Description of the task
Output every line of the material exactly, omitting images.

Data segment
○ ○ ○ ○

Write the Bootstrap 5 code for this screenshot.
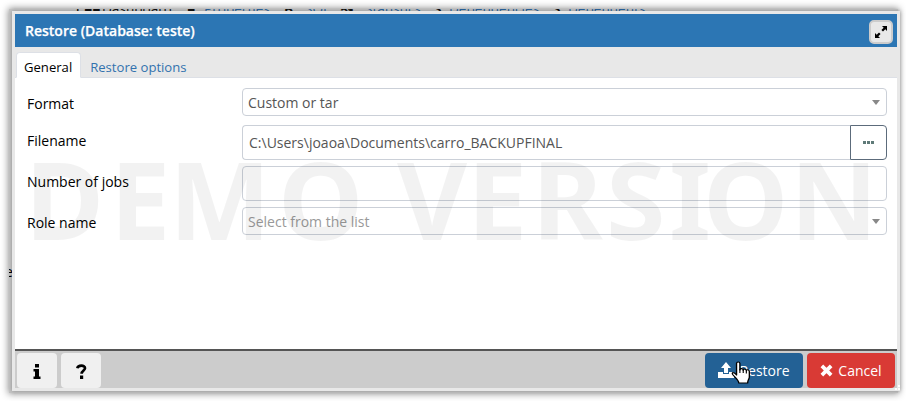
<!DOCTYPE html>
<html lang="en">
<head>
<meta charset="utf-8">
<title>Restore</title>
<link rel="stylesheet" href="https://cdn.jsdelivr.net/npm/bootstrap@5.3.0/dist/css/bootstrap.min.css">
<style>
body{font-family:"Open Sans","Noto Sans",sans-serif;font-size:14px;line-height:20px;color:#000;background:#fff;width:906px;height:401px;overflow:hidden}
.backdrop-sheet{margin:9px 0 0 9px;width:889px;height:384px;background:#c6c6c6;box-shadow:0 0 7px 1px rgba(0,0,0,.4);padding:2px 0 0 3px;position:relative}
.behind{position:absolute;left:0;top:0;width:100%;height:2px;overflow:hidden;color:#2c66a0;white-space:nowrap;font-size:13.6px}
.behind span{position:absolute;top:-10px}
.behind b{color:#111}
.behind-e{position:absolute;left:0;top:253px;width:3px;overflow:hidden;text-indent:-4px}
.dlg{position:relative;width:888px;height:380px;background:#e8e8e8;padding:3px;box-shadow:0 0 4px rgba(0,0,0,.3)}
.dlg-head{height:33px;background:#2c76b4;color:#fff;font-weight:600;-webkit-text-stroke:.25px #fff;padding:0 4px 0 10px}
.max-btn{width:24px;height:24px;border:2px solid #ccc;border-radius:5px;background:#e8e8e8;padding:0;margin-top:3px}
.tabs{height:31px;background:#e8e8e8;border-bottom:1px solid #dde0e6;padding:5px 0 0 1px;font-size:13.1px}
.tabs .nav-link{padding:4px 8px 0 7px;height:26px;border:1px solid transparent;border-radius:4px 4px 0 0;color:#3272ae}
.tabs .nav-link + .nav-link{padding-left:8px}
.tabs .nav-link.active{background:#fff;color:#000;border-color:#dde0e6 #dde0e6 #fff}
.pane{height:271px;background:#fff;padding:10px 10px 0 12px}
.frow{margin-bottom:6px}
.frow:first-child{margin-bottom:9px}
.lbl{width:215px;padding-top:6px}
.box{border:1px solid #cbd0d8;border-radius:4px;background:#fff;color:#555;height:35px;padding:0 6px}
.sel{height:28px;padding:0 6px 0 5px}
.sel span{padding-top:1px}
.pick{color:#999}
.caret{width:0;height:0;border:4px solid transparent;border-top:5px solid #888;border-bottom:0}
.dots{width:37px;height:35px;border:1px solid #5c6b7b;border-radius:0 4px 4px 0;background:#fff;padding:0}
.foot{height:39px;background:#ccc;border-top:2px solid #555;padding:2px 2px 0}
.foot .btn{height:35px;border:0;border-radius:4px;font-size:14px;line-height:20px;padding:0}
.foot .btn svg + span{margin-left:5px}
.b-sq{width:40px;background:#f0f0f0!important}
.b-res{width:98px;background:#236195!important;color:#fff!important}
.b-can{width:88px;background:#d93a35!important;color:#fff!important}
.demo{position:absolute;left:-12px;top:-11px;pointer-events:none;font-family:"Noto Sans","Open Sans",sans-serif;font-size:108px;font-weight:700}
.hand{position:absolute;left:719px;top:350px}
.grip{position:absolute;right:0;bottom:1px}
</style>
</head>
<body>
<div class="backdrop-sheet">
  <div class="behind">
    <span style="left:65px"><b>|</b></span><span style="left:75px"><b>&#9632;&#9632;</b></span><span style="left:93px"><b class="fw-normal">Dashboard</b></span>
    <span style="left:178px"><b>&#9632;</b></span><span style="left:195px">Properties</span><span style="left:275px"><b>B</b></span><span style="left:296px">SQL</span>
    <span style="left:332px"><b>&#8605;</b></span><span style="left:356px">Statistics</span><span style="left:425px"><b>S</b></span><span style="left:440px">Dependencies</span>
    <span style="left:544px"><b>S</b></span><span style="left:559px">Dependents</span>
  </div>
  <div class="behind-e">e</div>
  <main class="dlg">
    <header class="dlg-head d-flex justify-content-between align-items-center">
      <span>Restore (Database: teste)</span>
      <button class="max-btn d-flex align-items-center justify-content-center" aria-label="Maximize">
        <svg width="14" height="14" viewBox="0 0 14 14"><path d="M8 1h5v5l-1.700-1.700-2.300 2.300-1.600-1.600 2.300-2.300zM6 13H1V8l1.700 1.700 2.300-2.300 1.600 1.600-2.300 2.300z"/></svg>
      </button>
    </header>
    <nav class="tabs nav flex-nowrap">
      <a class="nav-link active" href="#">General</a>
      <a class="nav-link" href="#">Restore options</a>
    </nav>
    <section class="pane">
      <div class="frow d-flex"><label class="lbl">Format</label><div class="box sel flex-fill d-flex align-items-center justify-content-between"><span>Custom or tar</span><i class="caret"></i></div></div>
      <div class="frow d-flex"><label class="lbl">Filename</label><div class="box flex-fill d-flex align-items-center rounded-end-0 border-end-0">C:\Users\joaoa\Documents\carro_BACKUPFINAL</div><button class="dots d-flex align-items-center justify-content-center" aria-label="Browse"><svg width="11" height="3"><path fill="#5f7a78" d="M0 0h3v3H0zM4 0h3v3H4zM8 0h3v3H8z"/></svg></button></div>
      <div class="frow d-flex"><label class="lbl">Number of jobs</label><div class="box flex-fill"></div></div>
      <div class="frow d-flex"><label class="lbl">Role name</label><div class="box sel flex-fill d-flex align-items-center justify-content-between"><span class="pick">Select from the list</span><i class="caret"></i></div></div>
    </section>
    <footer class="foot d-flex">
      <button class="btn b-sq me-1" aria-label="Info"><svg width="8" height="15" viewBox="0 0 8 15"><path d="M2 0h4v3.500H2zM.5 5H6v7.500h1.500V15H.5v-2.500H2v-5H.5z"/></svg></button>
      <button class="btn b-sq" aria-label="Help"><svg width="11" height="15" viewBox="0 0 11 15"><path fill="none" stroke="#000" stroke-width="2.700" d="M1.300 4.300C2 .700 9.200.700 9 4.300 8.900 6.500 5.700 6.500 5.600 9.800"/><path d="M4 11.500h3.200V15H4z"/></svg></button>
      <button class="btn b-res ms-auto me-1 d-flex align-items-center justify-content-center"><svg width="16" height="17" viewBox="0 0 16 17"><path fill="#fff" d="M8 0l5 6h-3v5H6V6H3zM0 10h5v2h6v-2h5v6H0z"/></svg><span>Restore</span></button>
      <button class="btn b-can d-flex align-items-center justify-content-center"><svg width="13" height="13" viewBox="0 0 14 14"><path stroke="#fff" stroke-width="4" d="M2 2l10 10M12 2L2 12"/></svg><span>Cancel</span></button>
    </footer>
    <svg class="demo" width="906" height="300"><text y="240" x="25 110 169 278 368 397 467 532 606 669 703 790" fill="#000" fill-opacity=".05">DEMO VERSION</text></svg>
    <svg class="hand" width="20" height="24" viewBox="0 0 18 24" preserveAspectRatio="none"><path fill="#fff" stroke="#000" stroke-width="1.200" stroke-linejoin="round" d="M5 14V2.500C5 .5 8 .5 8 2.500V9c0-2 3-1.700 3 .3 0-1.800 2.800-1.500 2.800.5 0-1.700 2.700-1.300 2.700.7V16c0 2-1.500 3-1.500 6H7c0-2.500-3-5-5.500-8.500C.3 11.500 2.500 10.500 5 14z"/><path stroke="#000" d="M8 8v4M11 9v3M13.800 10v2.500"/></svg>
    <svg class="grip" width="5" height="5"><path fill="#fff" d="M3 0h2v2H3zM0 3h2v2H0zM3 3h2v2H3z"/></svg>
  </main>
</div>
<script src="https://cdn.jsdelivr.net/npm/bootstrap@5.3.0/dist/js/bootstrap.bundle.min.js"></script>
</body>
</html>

○ ○ ○ ○

Finished task
Write the Bootstrap 5 code for this screenshot.
<!DOCTYPE html>
<html lang="en">
<head>
<meta charset="utf-8">
<title>Restore</title>
<link rel="stylesheet" href="https://cdn.jsdelivr.net/npm/bootstrap@5.3.0/dist/css/bootstrap.min.css">
<style>
body{font-family:"Open Sans","Noto Sans",sans-serif;font-size:14px;line-height:20px;color:#000;background:#fff;width:906px;height:401px;overflow:hidden}
.backdrop-sheet{margin:9px 0 0 9px;width:889px;height:384px;background:#c6c6c6;box-shadow:0 0 7px 1px rgba(0,0,0,.4);padding:2px 0 0 3px;position:relative}
.behind{position:absolute;left:0;top:0;width:100%;height:2px;overflow:hidden;color:#2c66a0;white-space:nowrap;font-size:13.6px}
.behind span{position:absolute;top:-10px}
.behind b{color:#111}
.behind-e{position:absolute;left:0;top:253px;width:3px;overflow:hidden;text-indent:-4px}
.dlg{position:relative;width:888px;height:380px;background:#e8e8e8;padding:3px;box-shadow:0 0 4px rgba(0,0,0,.3)}
.dlg-head{height:33px;background:#2c76b4;color:#fff;font-weight:600;-webkit-text-stroke:.25px #fff;padding:0 4px 0 10px}
.max-btn{width:24px;height:24px;border:2px solid #ccc;border-radius:5px;background:#e8e8e8;padding:0;margin-top:3px}
.tabs{height:31px;background:#e8e8e8;border-bottom:1px solid #dde0e6;padding:5px 0 0 1px;font-size:13.1px}
.tabs .nav-link{padding:4px 8px 0 7px;height:26px;border:1px solid transparent;border-radius:4px 4px 0 0;color:#3272ae}
.tabs .nav-link + .nav-link{padding-left:8px}
.tabs .nav-link.active{background:#fff;color:#000;border-color:#dde0e6 #dde0e6 #fff}
.pane{height:271px;background:#fff;padding:10px 10px 0 12px}
.frow{margin-bottom:6px}
.frow:first-child{margin-bottom:9px}
.lbl{width:215px;padding-top:6px}
.box{border:1px solid #cbd0d8;border-radius:4px;background:#fff;color:#555;height:35px;padding:0 6px}
.sel{height:28px;padding:0 6px 0 5px}
.sel span{padding-top:1px}
.pick{color:#999}
.caret{width:0;height:0;border:4px solid transparent;border-top:5px solid #888;border-bottom:0}
.dots{width:37px;height:35px;border:1px solid #5c6b7b;border-radius:0 4px 4px 0;background:#fff;padding:0}
.foot{height:39px;background:#ccc;border-top:2px solid #555;padding:2px 2px 0}
.foot .btn{height:35px;border:0;border-radius:4px;font-size:14px;line-height:20px;padding:0}
.foot .btn svg + span{margin-left:5px}
.b-sq{width:40px;background:#f0f0f0!important}
.b-res{width:98px;background:#236195!important;color:#fff!important}
.b-can{width:88px;background:#d93a35!important;color:#fff!important}
.demo{position:absolute;left:-12px;top:-11px;pointer-events:none;font-family:"Noto Sans","Open Sans",sans-serif;font-size:108px;font-weight:700}
.hand{position:absolute;left:719px;top:350px}
.grip{position:absolute;right:0;bottom:1px}
</style>
</head>
<body>
<div class="backdrop-sheet">
  <div class="behind">
    <span style="left:65px"><b>|</b></span><span style="left:75px"><b>&#9632;&#9632;</b></span><span style="left:93px"><b class="fw-normal">Dashboard</b></span>
    <span style="left:178px"><b>&#9632;</b></span><span style="left:195px">Properties</span><span style="left:275px"><b>B</b></span><span style="left:296px">SQL</span>
    <span style="left:332px"><b>&#8605;</b></span><span style="left:356px">Statistics</span><span style="left:425px"><b>S</b></span><span style="left:440px">Dependencies</span>
    <span style="left:544px"><b>S</b></span><span style="left:559px">Dependents</span>
  </div>
  <div class="behind-e">e</div>
  <main class="dlg">
    <header class="dlg-head d-flex justify-content-between align-items-center">
      <span>Restore (Database: teste)</span>
      <button class="max-btn d-flex align-items-center justify-content-center" aria-label="Maximize">
        <svg width="14" height="14" viewBox="0 0 14 14"><path d="M8 1h5v5l-1.700-1.700-2.300 2.300-1.600-1.600 2.300-2.300zM6 13H1V8l1.700 1.700 2.300-2.300 1.600 1.600-2.300 2.300z"/></svg>
      </button>
    </header>
    <nav class="tabs nav flex-nowrap">
      <a class="nav-link active" href="#">General</a>
      <a class="nav-link" href="#">Restore options</a>
    </nav>
    <section class="pane">
      <div class="frow d-flex"><label class="lbl">Format</label><div class="box sel flex-fill d-flex align-items-center justify-content-between"><span>Custom or tar</span><i class="caret"></i></div></div>
      <div class="frow d-flex"><label class="lbl">Filename</label><div class="box flex-fill d-flex align-items-center rounded-end-0 border-end-0">C:\Users\joaoa\Documents\carro_BACKUPFINAL</div><button class="dots d-flex align-items-center justify-content-center" aria-label="Browse"><svg width="11" height="3"><path fill="#5f7a78" d="M0 0h3v3H0zM4 0h3v3H4zM8 0h3v3H8z"/></svg></button></div>
      <div class="frow d-flex"><label class="lbl">Number of jobs</label><div class="box flex-fill"></div></div>
      <div class="frow d-flex"><label class="lbl">Role name</label><div class="box sel flex-fill d-flex align-items-center justify-content-between"><span class="pick">Select from the list</span><i class="caret"></i></div></div>
    </section>
    <footer class="foot d-flex">
      <button class="btn b-sq me-1" aria-label="Info"><svg width="8" height="15" viewBox="0 0 8 15"><path d="M2 0h4v3.500H2zM.5 5H6v7.500h1.500V15H.5v-2.500H2v-5H.5z"/></svg></button>
      <button class="btn b-sq" aria-label="Help"><svg width="11" height="15" viewBox="0 0 11 15"><path fill="none" stroke="#000" stroke-width="2.700" d="M1.300 4.300C2 .700 9.200.700 9 4.300 8.900 6.500 5.700 6.500 5.600 9.800"/><path d="M4 11.500h3.200V15H4z"/></svg></button>
      <button class="btn b-res ms-auto me-1 d-flex align-items-center justify-content-center"><svg width="16" height="17" viewBox="0 0 16 17"><path fill="#fff" d="M8 0l5 6h-3v5H6V6H3zM0 10h5v2h6v-2h5v6H0z"/></svg><span>Restore</span></button>
      <button class="btn b-can d-flex align-items-center justify-content-center"><svg width="13" height="13" viewBox="0 0 14 14"><path stroke="#fff" stroke-width="4" d="M2 2l10 10M12 2L2 12"/></svg><span>Cancel</span></button>
    </footer>
    <svg class="demo" width="906" height="300"><text y="240" x="25 110 169 278 368 397 467 532 606 669 703 790" fill="#000" fill-opacity=".05">DEMO VERSION</text></svg>
    <svg class="hand" width="20" height="24" viewBox="0 0 18 24" preserveAspectRatio="none"><path fill="#fff" stroke="#000" stroke-width="1.200" stroke-linejoin="round" d="M5 14V2.500C5 .5 8 .5 8 2.500V9c0-2 3-1.700 3 .3 0-1.800 2.800-1.500 2.800.5 0-1.700 2.700-1.300 2.700.7V16c0 2-1.500 3-1.500 6H7c0-2.500-3-5-5.500-8.500C.3 11.500 2.500 10.500 5 14z"/><path stroke="#000" d="M8 8v4M11 9v3M13.800 10v2.500"/></svg>
    <svg class="grip" width="5" height="5"><path fill="#fff" d="M3 0h2v2H3zM0 3h2v2H0zM3 3h2v2H3z"/></svg>
  </main>
</div>
<script src="https://cdn.jsdelivr.net/npm/bootstrap@5.3.0/dist/js/bootstrap.bundle.min.js"></script>
</body>
</html>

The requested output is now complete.